Tom Reiland, director of the Nicholas E. Wagman Observatory at Deer Lakes Park, Allegheny County, anticipates a surge in public interest with release of the images.
“With these incredible cameras, it’s something quite special. There’s definitely a significant improvement in the resolution of these images and the detail,” Reiland said.
“People are always extremely interested in space and astronomy, as attendance at our public events often show. And public events like the release of these images only increase that interest,” Reiland said.
The first images from the world’s largest and most powerful space telescope demonstrate Webb at its full power and show it is ready to begin its mission to unfold the infrared universe, said Daniel Horenstein, manager of Buhl Planetarium & Observatory and astronomy expert at Carnegie Science Center in Pittsburgh.
“The ambition of the James Webb Space Telescope mission is striking,” Horenstein said.
“Infrared observations are notoriously difficult to collect on Earth because heat from the air around you can blur out your data. You can launch a telescope into space, where it is easier to keep the telescope cold, but space telescopes have to be small enough to fit inside a rocket, which limits the telescopes’ clarity. (The Webb telescope) bridges this gap,” he said.

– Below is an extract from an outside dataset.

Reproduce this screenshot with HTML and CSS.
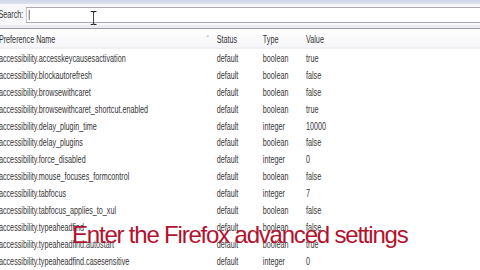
FILE: index.html
```html
<!DOCTYPE html>
<html lang="en">
<head>
    <meta charset="utf-8">
    <title>about:config</title>
    <link rel="stylesheet" href="styles.css">
</head>
<body>
    <div class="screen">
        <div class="chrome"></div>
        <div class="search-row">
            <label for="search" class="search-label">Search:</label>
            <div class="search-box">
                <span class="caret"></span>
                <svg class="ibeam" width="10" height="14" viewBox="0 0 10 14">
                    <path d="M1 0.5h3l1 1 1-1h3M5 1.5v11M1 13.5h3l1-1 1 1h3" fill="none" stroke="#222" stroke-width="1.2"/>
                </svg>
            </div>
        </div>

        <div class="prefs">
            <div class="row head">
                <span class="col-name">Preference Name</span>
                <span class="sort">&#710;</span>
                <span class="col-status">Status</span>
                <span class="col-type">Type</span>
                <span class="col-value">Value</span>
            </div>
            <div class="row"><span class="col-name">accessibility.accesskeycausesactivation</span><span class="col-status">default</span><span class="col-type">boolean</span><span class="col-value">true</span></div>
            <div class="row"><span class="col-name">accessibility.blockautorefresh</span><span class="col-status">default</span><span class="col-type">boolean</span><span class="col-value">false</span></div>
            <div class="row"><span class="col-name">accessibility.browsewithcaret</span><span class="col-status">default</span><span class="col-type">boolean</span><span class="col-value">false</span></div>
            <div class="row"><span class="col-name">accessibility.browsewithcaret_shortcut.enabled</span><span class="col-status">default</span><span class="col-type">boolean</span><span class="col-value">true</span></div>
            <div class="row"><span class="col-name">accessibility.delay_plugin_time</span><span class="col-status">default</span><span class="col-type">integer</span><span class="col-value">10000</span></div>
            <div class="row"><span class="col-name">accessibility.delay_plugins</span><span class="col-status">default</span><span class="col-type">boolean</span><span class="col-value">false</span></div>
            <div class="row"><span class="col-name">accessibility.force_disabled</span><span class="col-status">default</span><span class="col-type">integer</span><span class="col-value">0</span></div>
            <div class="row"><span class="col-name">accessibility.mouse_focuses_formcontrol</span><span class="col-status">default</span><span class="col-type">boolean</span><span class="col-value">false</span></div>
            <div class="row"><span class="col-name">accessibility.tabfocus</span><span class="col-status">default</span><span class="col-type">integer</span><span class="col-value">7</span></div>
            <div class="row"><span class="col-name">accessibility.tabfocus_applies_to_xul</span><span class="col-status">default</span><span class="col-type">boolean</span><span class="col-value">false</span></div>
            <div class="row"><span class="col-name">accessibility.typeaheadfind</span><span class="col-status">default</span><span class="col-type">boolean</span><span class="col-value">false</span></div>
            <div class="row"><span class="col-name">accessibility.typeaheadfind.autostart</span><span class="col-status">default</span><span class="col-type">boolean</span><span class="col-value">true</span></div>
            <div class="row"><span class="col-name">accessibility.typeaheadfind.casesensitive</span><span class="col-status">default</span><span class="col-type">integer</span><span class="col-value">0</span></div>
        </div>
    </div>

    <div class="caption">Enter the Firefox advanced settings</div>
</body>
</html>
```

FILE: styles.css
```css
* {
    margin: 0;
    padding: 0;
    box-sizing: border-box;
}

body {
    width: 480px;
    height: 270px;
    overflow: hidden;
    position: relative;
    background: #fff;
    font-family: 'Liberation Sans', Arial, sans-serif;
    font-size: 10px;
    color: #363636;
}

/* the captured screen is squeezed sideways, so lay it out wide and squeeze it back */
.screen {
    width: 667px;
    overflow: hidden;
    transform: scaleX(0.72);
    transform-origin: 0 0;
}

.chrome {
    height: 4px;
    background: linear-gradient(#cfd6e6, #dde2ee);
}

.search-row {
    display: flex;
    align-items: center;
    height: 24px;
    background: #f7f7fa;
    border-bottom: 3px solid #ececf0;
}

.search-label {
    width: 36px;
    text-indent: -2px;
}

.search-box {
    position: relative;
    flex: 1;
    height: 16px;
    background: #fff;
    border: 1px solid #a9abb3;
    border-right: none;
}

.caret {
    position: absolute;
    left: 3px;
    top: 2px;
    width: 1.4px;
    height: 10px;
    background: #333;
}

.ibeam {
    position: absolute;
    left: 88px;
    top: 3px;
}

.row {
    display: flex;
    align-items: center;
    height: 16.9px;
    white-space: nowrap;
}

.row.head {
    position: relative;
    height: 21px;
    padding-top: 2px;
    margin-bottom: 1px;
    border-top: 1px solid #9c9ca4;
    border-bottom: 2px solid #f0f0f4;
    background: linear-gradient(#ffffff, #f6f6f9);
    color: #333;
}

.sort {
    position: absolute;
    left: 287px;
    top: 5px;
    color: #999;
    font-size: 9px;
}

.col-name {
    width: 301px;
    text-indent: -1.5px;
}

.col-status {
    width: 64px;
}

.col-type {
    width: 60px;
}

.col-value {
    flex: 1;
}

.caption {
    position: absolute;
    left: 72px;
    top: 221px;
    font-size: 24px;
    color: #b3122e;
    letter-spacing: -1.2px;
    white-space: nowrap;
}
```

“The images so far are phenomenal … mind-blowing, actually. And this is just the very start,” Horenstein said.
Daniel Vanden Berk, a researcher in space science and director of the Angelo J. Taiani Planetarium at Saint Vincent College’s Sis and Herman Dupré Science Pavilion in Unity, said the public and experts alike were thrilled by the images from the Hubble telescope released years ago, but this week’s images “are really stunning.”
“These are just spectacular views we’ve never seen before. These images are farther away and of higher resolution than we’ve ever seen,” he said.
“And the exciting part is that we’ve barely scratched the surface. We’re going to be utilizing this telescope for decades and decades in the future … who knows what information we’ll be able to gather down the road,” he said.
Horenstein concurred with Reiland’s assessment, particularly based on the questions he was getting from the public Monday and Tuesday at the planetarium. He conducted a question-and-answer session Tuesday afternoon from spectators at the science center, and the planetarium is planning to livestream Wednesday’s 3 p.m. scheduled briefing by NASA officials regarding the images.
“I certainly hope and expect interest to grow. It’s great to get people to talk about this universe around us,” Horenstein said.
Bickers maintained the images released Tuesday were equally as “amazing” as the first one.
“They showed the formation of dust storms from the formation of stars, a planet light years away from earth and galaxy clusters that exist farther than humans have ever seen before,” he said. “These are all sights we’re seeing for the first time.”
He can’t wait for the upcoming images.
“We’re going to learn so much more because of this,” he said. “That’s the exciting part, that this is just the start of it.”